Tips for Preparing an Offer in Compromise

The IRS’s offer in compromise program allows taxpayers facing financial hardships to settle their outstanding tax liability for pennies on the dollar.

The amount the IRS will accept is dependent upon a stringent formula, but the variables are subject to massage. When working with the agency to get a compromise approved, there are things about your story that the IRS should know in order to move it in the direction of acceptance.

The IRS will always consider the statute of limitations when evaluating an offer since it has 10 years to collect an outstanding tax debt. If you are between jobs and have no means to pay your tax bill but there’s eight years left before the statute runs out, the IRS will likely want to deem you ‘currently not collectable’ for a year rather than accept a reduced amount. This is especially true if you are young and healthy with good prospects.

To be deemed currently not collectable means the IRS will not take any collection action against you: no levies, no threatening phone calls. Interest and penalties, however, continue to accrue. At the end of the one-year period, the agency will get in touch with you again to determine your ability to pay. At that time, if you are gainfully employed and the numbers crunch in its favor, it will expect you to either repay the debt in full or arrange for an installment agreement.

If you are instead old and feeble on a fixed income barely able to make ends meet, the statute of limitations will not be such an important element in the IRS’s decision. If it appears repayment before the statute runs is not possible, the IRS will settle for a reduced amount. The agency will never settle for zero: You must offer something, even if it’s a couple of hundred bucks on a bill of a couple hundred thousand.

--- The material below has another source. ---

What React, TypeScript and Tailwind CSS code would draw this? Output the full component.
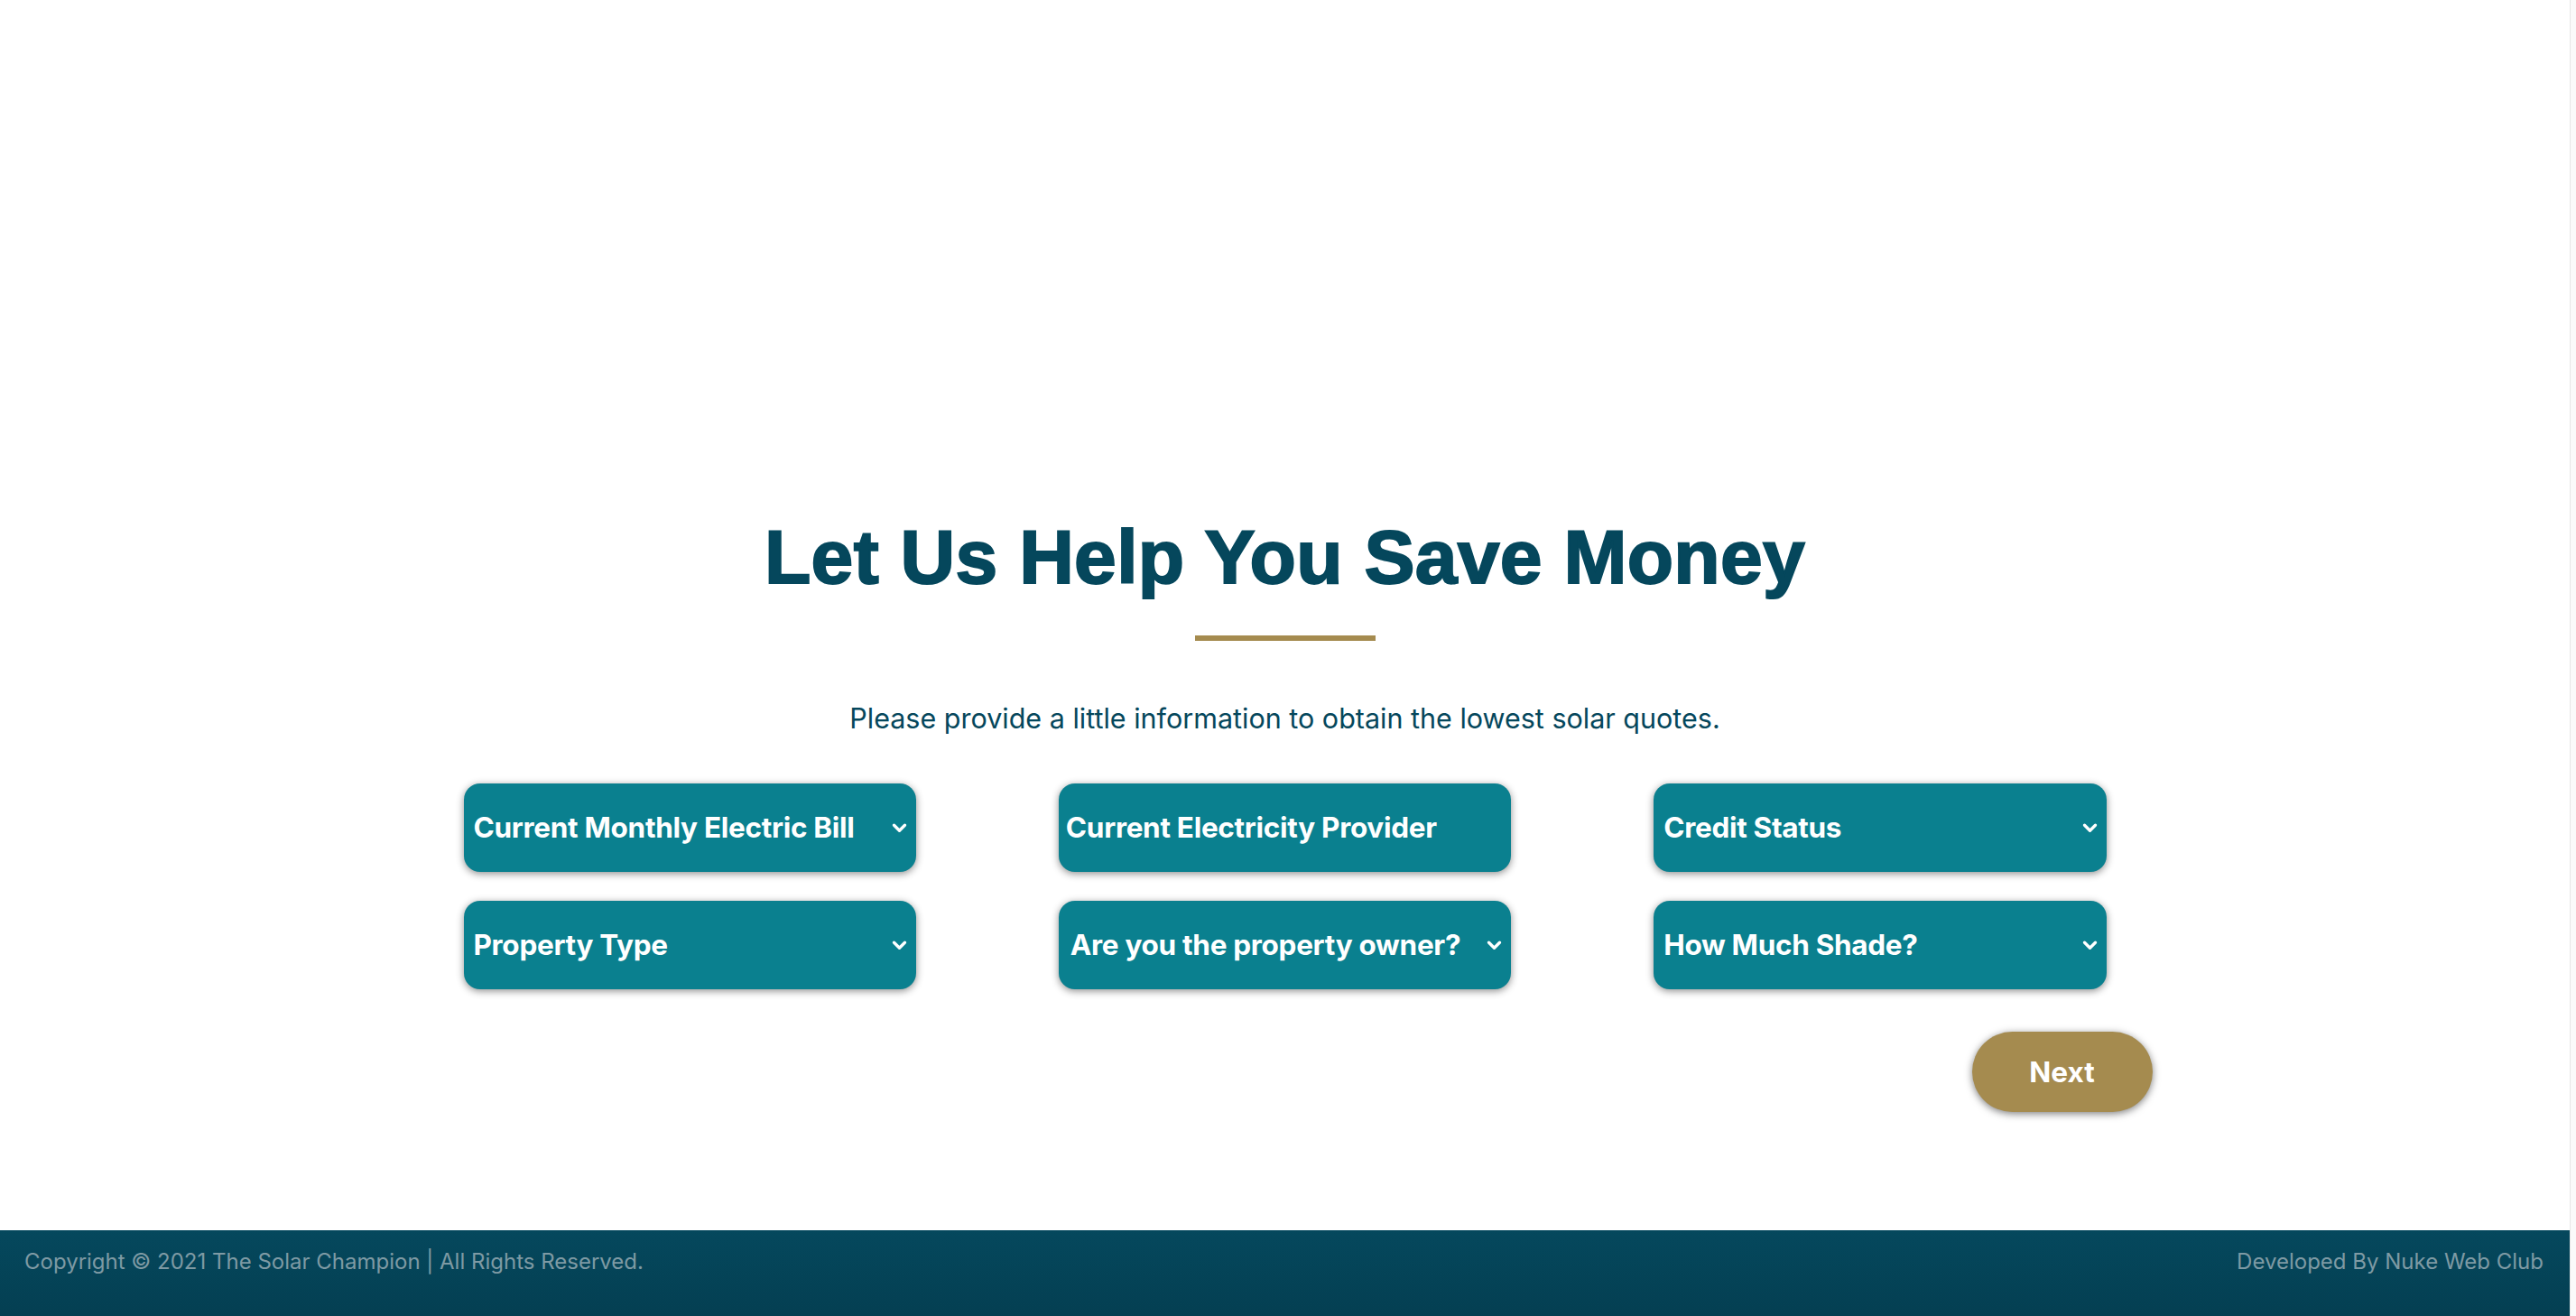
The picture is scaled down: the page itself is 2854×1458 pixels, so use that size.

Other considerations taken into account when reviewing an offer  include the health of you or your dependent(s). Let’s say you have a child with special needs that requires costly monthly payments.  This is a variable that the IRS is willing to add to the formula to determine in your favor. I’ve handled a couple of cases in which the child in question was actually an adult, but the parent claimed the dependent and provided more than 50% of support. The IRS allowed the extra expenses and reduced the tax bill to the amount the taxpayer requested.

Your health is an ongoing factor. Perhaps you are young, but have a serious ongoing illness that prevents you from making a decent living. Your problem could even be psychological or perhaps drug or alcohol related.  Even with plenty of time left on the statute, the IRS will consider these conditions and make allowances.

The numbers play the most important part but as you can see, other factors also come into play. When presenting an offer in compromise, include this information to help in arriving at a fair and equitable compromise.